= Xabiso Vili =

South African poet

Xabiso Vili is a South African poet, new media artist, author, and speaker who has performed his poetry nationally and internationally. He earned the title of World Slam Poetry Champion in Brussels in 2022. He is also noted for his poetry, which has been published in various anthologies, and his interactive multi-media projects. Owing to the work he has done in the arts sector of South Africa, he was named one of the Mail & Guardian 200 Young South Africans in 2022.

== Biography ==
Vili spent his early childhood in a rural area in the Eastern Cape, South Africa, although he has also lived in Pretoria and Cape Town, South Africa. His first poems were composed at the age of 12. Throughout his high-school career, he continued writing poems, some of which were published in English Alive, an annual anthology that showcases the work of South African high-school students. In 2008, he was elected head boy at Cedar House School in Cape Town. After completing his secondary education, he studied at Rhodes University for three years and worked as an assistant teacher at Cedar House School for a year, but soon moved back to Pretoria. He has also embarked on postgraduate studies in applied theatre at the University of the Witwatersrand.

== Performance ==
In 2015, Vili was named the champion of the inaugural Tshwane Speak Out Loud youth poetry competition. As one of the top 5 finalists, Vili travelled to Washington DC, USA the following year to perform his poetry during the Split This Rock Poetry Festival.
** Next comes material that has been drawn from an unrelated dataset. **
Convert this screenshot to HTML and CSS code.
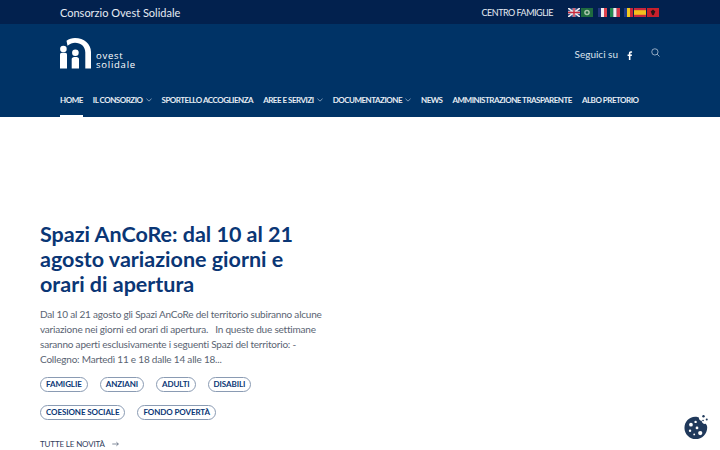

In 2017, Vili embarked on a 6-week of tour of India. During this time, he performed "Black Boi Be", a piece which Vili himself has described as "a combination of poems that come from personal stories".

In 2022, Vili was one of 40 poets from 37 countries who gathered in Brussels to compete for the title of World Slam Poetry Champion. For the final round of the competition, he performed a poem titled "Forget How to Die".

== Other activities ==
Vili is a new media artist who works with augmented and virtual reality, because of the ways in which it allows for creative forms of storytelling. To continue his work in these fields, he has been awarded multiple grants. The first notable grant was awarded in 2019 by Digital Lab Africa in the Web Creation category, for Vili's interactive project titled Re/Member Your Descendants. This project combines oral interviews, works of poetry, and art in a fusing of genres. He was also awarded the 2022 Future Africa grant by Meta as part of the Future Africa: Telling Stories, Building Worlds programme. Vili's Black Boi meets Boogeyman, an interactive 360° visual album, formed part of an XR (Extended Reality) exhibition showcasing the works of Meta's Future Africa grant recipients.

== Awards and honours ==

- 2015: Tshwane Speak Out Loud Champion
- 2019: Digital Lab Africa Web Creation award
- 2022: Future Africa grant recipient
- 2022: New Generations Featured Poet at Poetry Africa festival
- 2022: World Slam Poetry Champion

== Publications ==

- 2017: The poems "They Make the Music" and "Brass" were published in To Breathe into Another Voice: a South African anthology of jazz poetry.
- 2020: The poems "A book of dead black boys" and "Carving a Goddess (out of your mother)" were published in Yesterdays and Imagining Realities: an anthology of South African poetry.